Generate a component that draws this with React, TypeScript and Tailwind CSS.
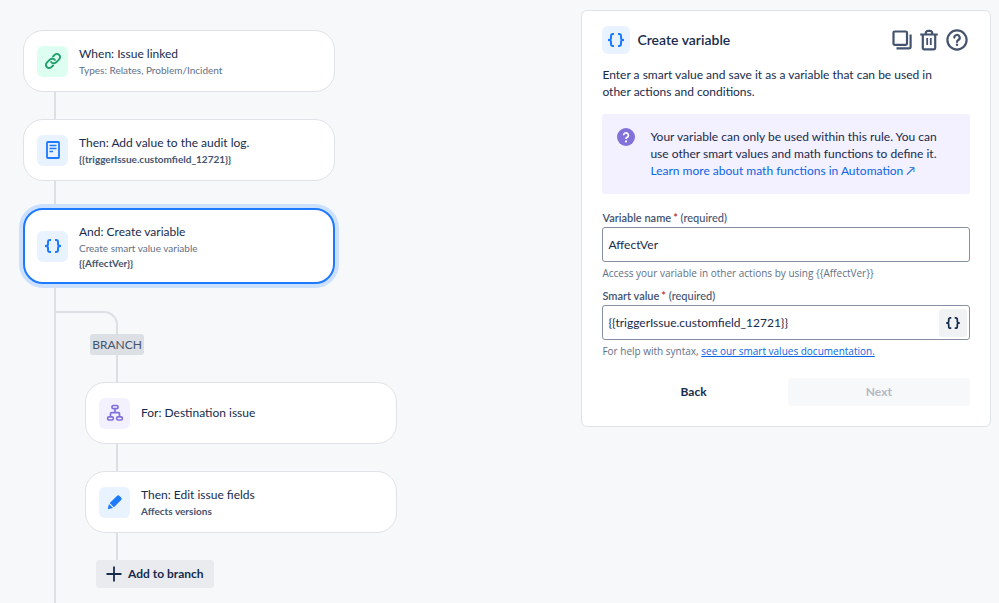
import { useState, type ReactNode } from "react";

function LinkIcon() {
  return (
    <svg viewBox="0 0 24 24" className="h-[18px] w-[18px]" fill="none" stroke="#22a06b" strokeWidth="2.6" strokeLinecap="round">
      <path d="M9.500 13.300a4.400 4.400 0 0 0 6.400.8l4.300-4.300a4.200 4.200 0 0 0-6-6l-2.200 2.200" />
      <path d="M14.500 10.700a4.400 4.400 0 0 0-6.400-.8l-4.300 4.300a4.200 4.200 0 0 0 6 6l2.200-2.200" />
    </svg>
  );
}

function LogIcon() {
  return (
    <svg viewBox="0 0 18 18" className="h-[18px] w-[18px]" fill="none" stroke="#1d7afc">
      <rect x="3" y="1" width="12" height="16" rx="0.8" strokeWidth="1.800" />
      <path d="M5.500 4.500h7M5.500 7.500h7M5.500 10.500h3.500" strokeWidth="1.600" />
    </svg>
  );
}

function BracesIcon({ className }: { className: string }) {
  return (
    <svg viewBox="0 0 18 14" className={className} fill="none" stroke="currentColor" strokeWidth="2">
      <path d="M7 1H6a2 2 0 0 0-2 2v2.200C4 6.300 3.300 7 1 7 3.300 7 4 7.700 4 8.800V11a2 2 0 0 0 2 2h1" />
      <path d="M11 1h1a2 2 0 0 1 2 2v2.200C14 6.300 14.700 7 17 7 14.700 7 14 7.700 14 8.800V11a2 2 0 0 1-2 2h-1" />
    </svg>
  );
}

function BranchIcon() {
  return (
    <svg viewBox="0 0 18 18" className="h-[18px] w-[18px]" fill="none" stroke="#8270db" strokeWidth="1.700">
      <rect x="6" y="1.500" width="6" height="3.200" rx="1.300" />
      <rect x="1.700" y="12.800" width="5.600" height="3.200" rx="1.300" />
      <rect x="10.700" y="12.800" width="5.600" height="3.200" rx="1.300" />
      <path d="M9 4.700v4M4.500 12.800V9.700a1 1 0 0 1 1-1h7a1 1 0 0 1 1 1v3.100" />
    </svg>
  );
}

function PencilIcon() {
  return (
    <svg viewBox="0 0 18 18" className="h-[18px] w-[18px]" fill="#1d7afc">
      <path d="M3.700 10.100 10.900 2.900a1.900 1.900 0 0 1 2.700 0l1.500 1.500a1.900 1.900 0 0 1 0 2.700l-7.200 7.200z" />
      <path d="M3 11 7 15 2.600 16.100a.6.600 0 0 1-.7-.7z" />
    </svg>
  );
}

function CopyIcon() {
  return (
    <svg viewBox="0 0 20 20" className="h-5 w-5" fill="none" stroke="currentColor" strokeWidth="2.200">
      <rect x="1.500" y="1.500" width="13.500" height="13.300" rx="1.200" />
      <path d="M18.600 4.500V16.700a1.600 1.600 0 0 1-1.600 1.600H4.500" />
    </svg>
  );
}

function TrashIcon() {
  return (
    <svg viewBox="0 0 20 22" className="h-[22px] w-5" fill="none" stroke="currentColor" strokeWidth="2.200">
      <path d="M1.200 5.500h17.600M6.800 5.300V4A2.200 2.200 0 0 1 9 1.800h2A2.200 2.200 0 0 1 13.200 4v1.300" />
      <path d="M3.800 6v13a1.300 1.300 0 0 0 1.300 1.300h9.800a1.300 1.300 0 0 0 1.300-1.300V6" />
      <path d="M8.200 9v7M11.800 9v7" strokeWidth="1.800" />
    </svg>
  );
}

function HelpIcon() {
  return (
    <svg viewBox="0 0 22 22" className="h-[22px] w-[22px]" fill="none" stroke="currentColor" strokeWidth="2.200">
      <circle cx="11" cy="11" r="9.600" />
      <path d="M8.300 8.600a2.700 2.700 0 1 1 4 2.400c-.9.500-1.300.9-1.300 1.900" strokeLinecap="round" />
      <circle cx="11" cy="15.800" r="1.200" fill="currentColor" stroke="none" />
    </svg>
  );
}

type StepProps = {
  icon: ReactNode;
  tile: string;
  title: string;
  text?: string;
  value?: string;
  selected?: boolean;
};

function Step({ icon, tile, title, text, value, selected }: StepProps) {
  return (
    <button
      type="button"
      className={`flex w-full items-center gap-[11px] rounded-[20px] bg-white text-left ${
        selected
          ? "h-[76px] border-2 border-[#1d7afc] px-3 ring-4 ring-[#cce0ff]"
          : "h-[62px] border border-[#dfe2e7] px-[13px]"
      }`}
    >
      <span className={`grid h-[31px] w-[31px] shrink-0 place-items-center rounded-md ${tile}`}>{icon}</span>
      <span className="flex flex-col">
        <span className="text-[12px] leading-[18px] text-[#172b4d]">{title}</span>
        {text && <span className="text-[10px] leading-[15px] text-[#626f86]">{text}</span>}
        {value && <span className="text-[10px] leading-[14px] font-bold text-[#44546f]">{value}</span>}
      </span>
    </button>
  );
}

function Connector() {
  return <div className="ml-[31px] h-[27px] w-[2px] bg-[#dcdfe4]" />;
}

function Flow() {
  return (
    <section className="flex flex-1 flex-col pt-[30px] pl-[23px]">
      <div className="w-full max-w-[312px]">
        <Step icon={<LinkIcon />} tile="bg-[#dcfff1]" title="When: Issue linked" text="Types: Relates, Problem/Incident" />
        <Connector />
        <Step icon={<LogIcon />} tile="bg-[#e9f2ff]" title="Then: Add value to the audit log." value="{{triggerIssue.customfield_12721}}" />
        <Connector />
        <Step
          selected
          icon={<BracesIcon className="h-[14px] w-[18px] text-[#1d7afc]" />}
          tile="bg-[#e9f2ff]"
          title="And: Create variable"
          text="Create smart value variable"
          value="{{AffectVer}}"
        />
      </div>

      {/* trunk goes on below the branch */}
      <div className="ml-[31px] flex-1 border-l-2 border-[#dcdfe4] pt-[27px] pb-4">
        <div className="h-[23px] w-[62px] rounded-tr-[14px] border-t-2 border-r-2 border-[#dcdfe4]" />
        <div className="ml-[29px] w-full max-w-[312px]">
          <div className="flex w-16 justify-center">
            <span className="rounded-[3px] bg-[#dcdfe4] px-[2px] text-[12px] leading-[21px] text-[#44546f]">BRANCH</span>
          </div>
          <Connector />
          <Step icon={<BranchIcon />} tile="bg-[#f3f0ff]" title="For: Destination issue" />
          <Connector />
          <Step icon={<PencilIcon />} tile="bg-[#e9f2ff]" title="Then: Edit issue fields" value="Affects versions" />
          <Connector />
          <button
            type="button"
            className="ml-[11px] flex h-7 items-center gap-[6px] rounded-[3px] bg-[#e9ebee] px-[10px] text-[12px] font-bold text-[#172b4d]"
          >
            <svg viewBox="0 0 16 16" className="h-4 w-4" stroke="currentColor" strokeWidth="1.800">
              <path d="M8 0.500v15M0.500 8h15" />
            </svg>
            Add to branch
          </button>
        </div>
      </div>
    </section>
  );
}

function FieldLabel({ id, children }: { id: string; children: ReactNode }) {
  return (
    <label htmlFor={id} className="block text-[11px] leading-[18px] font-semibold text-[#44546f]">
      {children}
      <span className="ml-[2px] text-[#ae2e24]">*</span> <span className="font-medium">(required)</span>
    </label>
  );
}

function HelpText({ children }: { children: ReactNode }) {
  return (
    <p className="mt-[3px] font-['Open_Sans','Noto_Sans',sans-serif] text-[10px] leading-[17px] text-[#626f86]">{children}</p>
  );
}

function VariablePanel() {
  const [name, setName] = useState("AffectVer");
  const [value, setValue] = useState("{{triggerIssue.customfield_12721}}");

  return (
    <aside className="mt-[10px] mr-2 w-[41%] shrink-0 self-start rounded-md border border-[#dfe2e7] bg-white px-5 pt-[15px] pb-5">
      <header className="flex items-center gap-[7px]">
        <span className="grid h-7 w-7 place-items-center rounded-md bg-[#e9f2ff]">
          <BracesIcon className="h-[14px] w-[18px] text-[#1d7afc]" />
        </span>
        <h2 className="flex-1 text-[14px] leading-[18px] font-semibold text-[#172b4d]">Create variable</h2>
        <div className="flex items-center gap-[7px] pr-[2px] text-[#44546f]">
          <button type="button" aria-label="Duplicate"><CopyIcon /></button>
          <button type="button" aria-label="Delete"><TrashIcon /></button>
          <button type="button" aria-label="Help"><HelpIcon /></button>
        </div>
      </header>

      <p className="mt-3 pr-5 text-[12px] leading-[17px] text-[#172b4d]">
        Enter a smart value and save it as a variable that can be used in other actions and conditions.
      </p>

      <div className="mt-[14px] flex gap-[15px] rounded-[3px] bg-[#f3f0ff] py-[14px] pr-5 pl-[15px]">
        <svg viewBox="0 0 18 18" className="h-[18px] w-[18px] shrink-0">
          <circle cx="9" cy="9" r="9" fill="#8270db" />
          <path d="M6.600 7.200a2.400 2.400 0 1 1 3.600 2.100c-.9.500-1.200.8-1.200 1.700" fill="none" stroke="#fff" strokeWidth="1.700" />
          <circle cx="9" cy="13.400" r="1.100" fill="#fff" />
        </svg>
        <p className="pb-[1px] text-[12px] leading-[17px] text-[#172b4d]">
          Your variable can only be used within this rule. You can use other smart values and math functions to define it.
          <br />
          <a href="#math" className="text-[#0c66e4]">Learn more about math functions in Automation ↗</a>
        </p>
      </div>

      <div className="mt-[15px]">
        <FieldLabel id="variable-name">Variable name</FieldLabel>
        <input
          id="variable-name"
          value={name}
          onChange={(e) => setName(e.target.value)}
          className="block h-[35px] w-full rounded-[3px] border border-[#8590a2] bg-white px-[5px] text-[12px] text-[#172b4d]"
        />
        <HelpText>Access your variable in other actions by using {"{{AffectVer}}"}</HelpText>
      </div>

      <div className="mt-[5px]">
        <FieldLabel id="smart-value">Smart value</FieldLabel>
        <div className="flex h-[35px] items-center rounded-[3px] border border-[#8590a2] pr-[2px]">
          <input
            id="smart-value"
            value={value}
            onChange={(e) => setValue(e.target.value)}
            className="h-full min-w-0 flex-1 bg-transparent px-[5px] text-[12px] text-[#172b4d]"
          />
          <button
            type="button"
            aria-label="Insert smart value"
            className="grid h-7 w-7 place-items-center rounded-[3px] bg-[#f1f2f4] text-[#172b4d]"
          >
            <BracesIcon className="h-3 w-4" />
          </button>
        </div>
        <HelpText>
          For help with syntax, <a href="#docs" className="text-[#0c66e4] underline">see our smart values documentation.</a>
        </HelpText>
      </div>

      <div className="mt-[18px] grid grid-cols-2 gap-[3px] text-[12px] font-bold">
        <button type="button" className="h-7 rounded-[3px] text-[#172b4d]">Back</button>
        <button type="button" disabled className="h-7 rounded-[3px] bg-[#f7f8f9] text-[#b3b9c4]">Next</button>
      </div>
    </aside>
  );
}

export default function App() {
  return (
    <main className="flex min-h-screen bg-[#f7f8f9] font-['Lato','Open_Sans',sans-serif]">
      <Flow />
      <VariablePanel />
    </main>
  );
}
☆ ☆ ☆ ☆ ☆ ☆ ☆
> _Work to complete_:
Gather from the data above every line with the string "that".

> _Written solution_:
Generate a component that draws this with React, TypeScript and Tailwind CSS.
        Enter a smart value and save it as a variable that can be used in other actions and conditions.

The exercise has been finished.